25 juli 2021
Vleermuisonderzoek in de Groote Peel
De gewone grootoorvleermuis vliegt meer dan vijf kilometer naar de Groote Peel om te gaan foerageren. Terwijl de soort volgens de literatuur normaal gesproken slechts enkele honderden meters aflegt om te jagen. Afgelopen jaar hebben we een uitgebreid onderzoek uitgevoerd voor Staatsbosbeheer: naar het landschapsgebruik van vier kolonies in en vlakbij De Groote Peel. We keken naar hoe belangrijk dit gebied voor ze is, en waarom. Dankzij een nieuwe methode konden we het onderzoek op grote schaal uitvoeren.

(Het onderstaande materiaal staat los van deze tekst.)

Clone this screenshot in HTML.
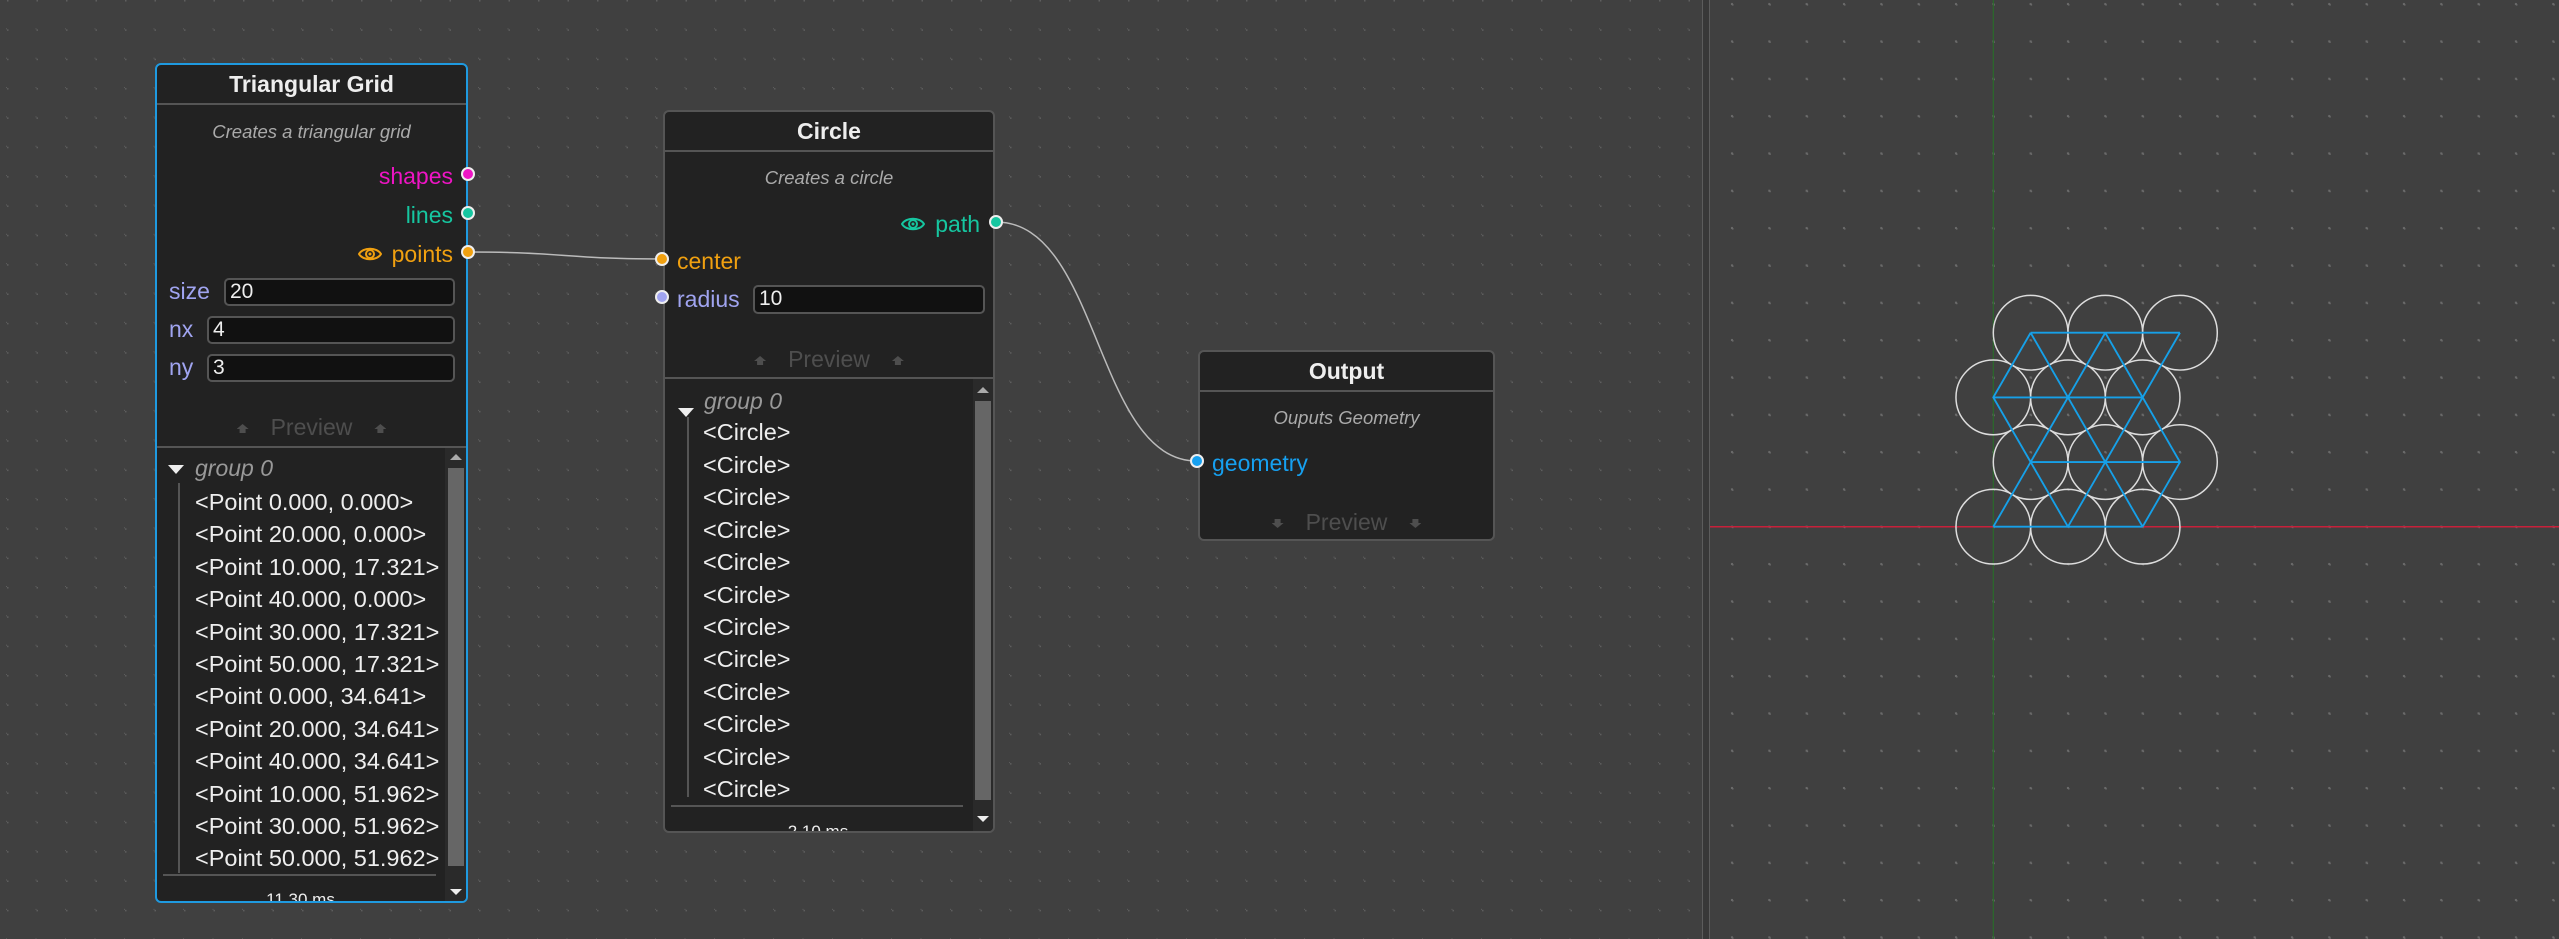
<!DOCTYPE html>
<html><head><meta charset="utf-8"><style>
*{box-sizing:border-box;margin:0;padding:0}
body{width:2559px;height:939px;overflow:hidden;background:#404040;font-family:"Liberation Sans",sans-serif;position:relative}
.node{position:absolute;background:#222;border:2px solid #555;border-radius:6px;overflow:hidden}
.node.sel{border-color:#1f9ae0}
.title{position:absolute;left:0;right:0;text-align:center;color:#eee;font-weight:bold;font-size:23px}
.hline{position:absolute;left:0;right:0;height:2px;background:#555}
.desc{position:absolute;left:0;right:0;text-align:center;color:#aaa;font-style:italic;font-size:18.5px}
.lab{position:absolute;font-size:23px;line-height:26px;white-space:nowrap;display:flex;align-items:center}
.lab svg{margin-right:10px}
.inp{position:absolute;background:#111;border:2px solid #555;border-radius:5px;color:#eee;font-size:21px;padding-left:4px;line-height:23px}
.prev{position:absolute;left:0;right:0;text-align:center;color:#4e4e4e;font-size:23px}
.prev i{display:inline-block;width:12px;height:9px;background:#4e4e4e;clip-path:polygon(50% 0,100% 55%,75% 55%,75% 100%,25% 100%,25% 55%,0 55%);margin:0 22px;vertical-align:2px}
.prev i.d{clip-path:polygon(25% 0,75% 0,75% 45%,100% 45%,50% 100%,0 45%,25% 45%)}
.row{position:absolute;color:#eee;font-size:23.5px;white-space:nowrap;line-height:26px}
.grp{position:absolute;color:#999;font-style:italic;font-size:23px;line-height:26px}
.sb{position:absolute;background:#2a2a2a}
.thumb{position:absolute;background:#666}
.ms{position:absolute;left:0;right:0;text-align:center;color:#eee;font-size:17px}
.sock{position:absolute;width:14px;height:14px;border-radius:50%;border:2px solid #eee}
</style></head><body>
<svg width="2559" height="939" style="position:absolute;left:0;top:0">
<defs>
<pattern id="g1" x="7" y="0" width="29.5" height="29.35" patternUnits="userSpaceOnUse"><rect x="-1" y="-1" width="2.5" height="2.5" fill="#5e5e5e"/><rect x="28.5" y="28.35" width="2" height="2" fill="#5e5e5e"/></pattern>
<pattern id="g2" x="1993.3" y="526.7" width="37.33" height="37.33" patternUnits="userSpaceOnUse"><rect x="-1" y="-1" width="2.5" height="2.5" fill="#6a6a6a"/><rect x="36.3" y="36.3" width="2" height="2" fill="#6a6a6a"/><rect x="36.3" y="-1" width="2" height="2" fill="#6a6a6a"/><rect x="-1" y="36.3" width="2" height="2" fill="#6a6a6a"/></pattern>
</defs>
<rect x="0" y="0" width="1702" height="939" fill="url(#g1)"/>
<rect x="1702" y="0" width="1" height="939" fill="#5c5c5c"/>
<rect x="1703" y="0" width="6" height="939" fill="#383838"/>
<rect x="1709" y="0" width="1" height="939" fill="#5c5c5c"/>
<rect x="1710" y="0" width="849" height="939" fill="url(#g2)"/>
<line x1="1993.3" y1="0" x2="1993.3" y2="939" stroke="#2a6a2a" stroke-width="1.2"/>
<line x1="1710" y1="526.7" x2="2559" y2="526.7" stroke="#c8203a" stroke-width="1.5"/>
<g transform="translate(1993.3,526.7) scale(3.733,-3.733)" fill="none">
<g stroke="#ddd" stroke-width="0.4">
<circle cx="0" cy="0" r="10"/><circle cx="20" cy="0" r="10"/><circle cx="40" cy="0" r="10"/>
<circle cx="10" cy="17.32" r="10"/><circle cx="30" cy="17.32" r="10"/><circle cx="50" cy="17.32" r="10"/>
<circle cx="0" cy="34.64" r="10"/><circle cx="20" cy="34.64" r="10"/><circle cx="40" cy="34.64" r="10"/>
<circle cx="10" cy="51.96" r="10"/><circle cx="30" cy="51.96" r="10"/><circle cx="50" cy="51.96" r="10"/>
</g>
<g stroke="#16a0e8" stroke-width="0.5">
<path d="M0 0H40M10 17.32H50M0 34.64H40M10 51.96H50"/>
<path d="M0 0L10 17.32L0 34.64L10 51.96M20 0L10 17.32L20 34.64L10 51.96M20 0L30 17.32L20 34.64L30 51.96M40 0L30 17.32L40 34.64L30 51.96M40 0L50 17.32L40 34.64L50 51.96"/>
</g>
</g>
<path d="M468 252 C 565 252, 565 259, 662 259" stroke="#bbb" stroke-width="1.5" fill="none"/>
<path d="M996 222 C 1100 222, 1095 461, 1197 461" stroke="#bbb" stroke-width="1.5" fill="none"/>
</svg>

<!-- Triangular Grid -->
<div class="node sel" style="left:155px;top:63px;width:313px;height:840px">
<div class="title" style="top:6px">Triangular Grid</div>
<div class="hline" style="top:38px"></div>
<div class="desc" style="top:56px">Creates a triangular grid</div>
<div class="lab" style="right:13px;top:98px;color:#ee14c4">shapes</div>
<div class="lab" style="right:13px;top:137px;color:#16c6a0">lines</div>
<div class="lab" style="right:13px;top:176px;color:#f0a010"><svg width="24" height="16" viewBox="0 0 24 16"><path d="M1 8C5 1 19 1 23 8C19 15 5 15 1 8Z" fill="none" stroke="#f0a010" stroke-width="2"/><circle cx="12" cy="8" r="4" fill="none" stroke="#f0a010" stroke-width="2"/><circle cx="12" cy="8" r="1.5" fill="#f0a010"/></svg>points</div>
<div class="lab" style="left:12px;top:213px;color:#a0a4f0">size</div>
<div class="inp" style="left:67px;top:213px;width:231px;height:28px">20</div>
<div class="lab" style="left:12px;top:251px;color:#a0a4f0">nx</div>
<div class="inp" style="left:50px;top:251px;width:248px;height:28px">4</div>
<div class="lab" style="left:12px;top:289px;color:#a0a4f0">ny</div>
<div class="inp" style="left:50px;top:289px;width:248px;height:28px">3</div>
<div class="prev" style="top:349px"><i></i>Preview<i></i></div>
<div class="hline" style="top:381px"></div>
<div style="position:absolute;left:11px;top:400px;width:0;height:0;border-left:8px solid transparent;border-right:8px solid transparent;border-top:9px solid #eee"></div>
<div class="grp" style="left:38px;top:390px">group 0</div>
<div style="position:absolute;left:21px;top:418px;width:2px;height:390px;background:#555"></div>
<div class="row" style="left:38px;top:424px">&lt;Point 0.000, 0.000&gt;</div>
<div class="row" style="left:38px;top:456px">&lt;Point 20.000, 0.000&gt;</div>
<div class="row" style="left:38px;top:489px">&lt;Point 10.000, 17.321&gt;</div>
<div class="row" style="left:38px;top:521px">&lt;Point 40.000, 0.000&gt;</div>
<div class="row" style="left:38px;top:554px">&lt;Point 30.000, 17.321&gt;</div>
<div class="row" style="left:38px;top:586px">&lt;Point 50.000, 17.321&gt;</div>
<div class="row" style="left:38px;top:618px">&lt;Point 0.000, 34.641&gt;</div>
<div class="row" style="left:38px;top:651px">&lt;Point 20.000, 34.641&gt;</div>
<div class="row" style="left:38px;top:683px">&lt;Point 40.000, 34.641&gt;</div>
<div class="row" style="left:38px;top:716px">&lt;Point 10.000, 51.962&gt;</div>
<div class="row" style="left:38px;top:748px">&lt;Point 30.000, 51.962&gt;</div>
<div class="row" style="left:38px;top:780px">&lt;Point 50.000, 51.962&gt;</div>
<div class="hline" style="top:809px;left:6px;right:30px"></div>
<div class="ms" style="top:825px;right:22px">11.30 ms</div>
<div class="sb" style="left:288px;top:383px;width:23px;height:460px"></div>
<div class="thumb" style="left:291px;top:403px;width:16px;height:398px"></div>
<div style="position:absolute;left:293px;top:389px;border-left:6px solid transparent;border-right:6px solid transparent;border-bottom:6px solid #aaa"></div>
<div style="position:absolute;left:293px;top:824px;border-left:6px solid transparent;border-right:6px solid transparent;border-top:6px solid #eee"></div>
</div>
<div class="sock" style="left:461px;top:167px;background:#ee14c4"></div>
<div class="sock" style="left:461px;top:206px;background:#16c6a0"></div>
<div class="sock" style="left:461px;top:245px;background:#f0a010"></div>

<!-- Circle -->
<div class="node" style="left:663px;top:110px;width:332px;height:723px">
<div class="title" style="top:6px">Circle</div>
<div class="hline" style="top:38px"></div>
<div class="desc" style="top:55px">Creates a circle</div>
<div class="lab" style="right:13px;top:99px;color:#16c6a0"><svg width="24" height="16" viewBox="0 0 24 16"><path d="M1 8C5 1 19 1 23 8C19 15 5 15 1 8Z" fill="none" stroke="#16c6a0" stroke-width="2"/><circle cx="12" cy="8" r="4" fill="none" stroke="#16c6a0" stroke-width="2"/><circle cx="12" cy="8" r="1.5" fill="#16c6a0"/></svg>path</div>
<div class="lab" style="left:12px;top:136px;color:#f0a010">center</div>
<div class="lab" style="left:12px;top:174px;color:#a0a4f0">radius</div>
<div class="inp" style="left:88px;top:173px;width:232px;height:29px">10</div>
<div class="prev" style="top:234px"><i></i>Preview<i></i></div>
<div class="hline" style="top:265px"></div>
<div style="position:absolute;left:13px;top:296px;width:0;height:0;border-left:8px solid transparent;border-right:8px solid transparent;border-top:9px solid #eee"></div>
<div class="grp" style="left:39px;top:276px">group 0</div>
<div style="position:absolute;left:22px;top:305px;width:2px;height:380px;background:#555"></div>
<div class="row" style="left:38px;top:307px">&lt;Circle&gt;</div>
<div class="row" style="left:38px;top:340px">&lt;Circle&gt;</div>
<div class="row" style="left:38px;top:372px">&lt;Circle&gt;</div>
<div class="row" style="left:38px;top:405px">&lt;Circle&gt;</div>
<div class="row" style="left:38px;top:437px">&lt;Circle&gt;</div>
<div class="row" style="left:38px;top:470px">&lt;Circle&gt;</div>
<div class="row" style="left:38px;top:502px">&lt;Circle&gt;</div>
<div class="row" style="left:38px;top:534px">&lt;Circle&gt;</div>
<div class="row" style="left:38px;top:567px">&lt;Circle&gt;</div>
<div class="row" style="left:38px;top:599px">&lt;Circle&gt;</div>
<div class="row" style="left:38px;top:632px">&lt;Circle&gt;</div>
<div class="row" style="left:38px;top:664px">&lt;Circle&gt;</div>
<div class="hline" style="top:693px;left:6px;right:30px"></div>
<div class="ms" style="top:710px;right:22px">2.10 ms</div>
<div class="sb" style="left:308px;top:267px;width:21px;height:460px"></div>
<div class="thumb" style="left:310px;top:289px;width:16px;height:399px"></div>
<div style="position:absolute;left:312px;top:275px;border-left:6px solid transparent;border-right:6px solid transparent;border-bottom:6px solid #aaa"></div>
<div style="position:absolute;left:312px;top:704px;border-left:6px solid transparent;border-right:6px solid transparent;border-top:6px solid #eee"></div>
</div>
<div class="sock" style="left:989px;top:215px;background:#16c6a0"></div>
<div class="sock" style="left:655px;top:252px;background:#f0a010"></div>
<div class="sock" style="left:655px;top:290px;background:#a0a4f0"></div>

<!-- Output -->
<div class="node" style="left:1198px;top:350px;width:297px;height:191px">
<div class="title" style="top:6px">Output</div>
<div class="hline" style="top:38px"></div>
<div class="desc" style="top:55px">Ouputs Geometry</div>
<div class="lab" style="left:12px;top:98px;color:#16a0f0">geometry</div>
<div class="prev" style="top:157px"><i class="d"></i>Preview<i class="d"></i></div>
</div>
<div class="sock" style="left:1190px;top:454px;background:#16a0f0"></div>
</body></html>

In het onderzoek hebben we gewone grootoorvleermuizen uit vier verschillende kolonies gevolgd gedurende twee periodes: in juni, terwijl de vrouwtjes zogen en dus een hoge energiebehoefte hebben en in juli, als de energiebehoefte lager is. In totaal hebben we 42 dieren gezenderd: minstens vijf individuen van elke kolonie – zo’n 11-12% van de populatie – per periode.
Nieuwe methode met masten
Het zou waanzinnig veel tijd kosten om die allemaal, via de gangbare methode, meerdere nachten met de auto te volgen. Daarom hebben we in de Groote Peel een nieuwe methode gebruikt: we hebben vijf masten van negen meter hoog opgezet met ieder twee antennes die continu en automatisch de zenders logden.
De antennes stonden onder een hoek van 90° uit elkaar (als een kruis). Elke antenne registreerde de signalen van de zenders. Omdat de richting van de antennes bekend was, kon ook de richting van het signaal bepaald worden.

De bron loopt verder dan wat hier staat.